Fourth Court of Appeals San Antonio, Texas
Jun 4, 2014
No. 04-13-00493-CV (Tex. App. Jun. 4, 2014)

Opinion

No. 04-13-00493-CV

06-04-2014

Rory W. COMERIO, Appellant v. Debra Ann COMERIO, Appellee


MEMORANDUM OPINION


From the 288th Judicial District Court, Bexar County, Texas

Trial Court No. 2012-CI-19928

Honorable Antonia Arteaga, Judge Presiding

The Honorable Karen Pozza, Presiding Judge of the 407th Judicial District Court of Bexar County, Texas, orally rendered judgment. However, the Honorable Antonia Arteaga granted the motion to enter judgment and signed the final decree.

Opinion by: Luz Elena D. Chapa, Justice Sitting: Catherine Stone, Chief Justice

Karen Angelini, Justice

Luz Elena D. Chapa, Justice
AFFIRMED

Rory W. Comerio appeals the trial court's judgment rendered pursuant to an agreement reached at an informal settlement conference. We affirm.
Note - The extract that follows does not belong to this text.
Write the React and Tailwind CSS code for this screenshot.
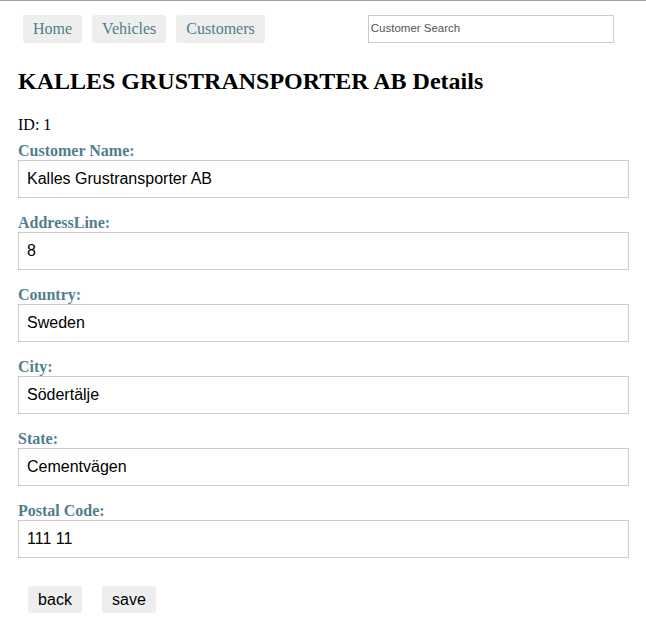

Appellee Debra Ann Comerio filed a petition for divorce on December 12, 2012. A week later, on December 19, 2012, the parties signed an Agreement for Divorce. The Agreement was signed by both parties and contained a prominently displayed statement that it was not subject to revocation. The Agreement provided that appellee was to present it to the trial court and request rendition of judgment as soon as possible after the mandatory sixty-day waiting period and that the parties would thereafter cooperate in securing entry of a final decree consistent with the terms of the Agreement. The signed Agreement was filed in the trial court on December 19, 2012.

At a prove-up hearing held February 19, 2013, appellee testified she and appellant had reached an agreement regarding conservatorship, child support, health insurance and the division of the community estate. She further testified that the terms of the agreement were contained in the signed Agreement for Divorce. Appellee asserted she was asking the trial court to grant the divorce, to which the trial court responded, "Granted and rendered."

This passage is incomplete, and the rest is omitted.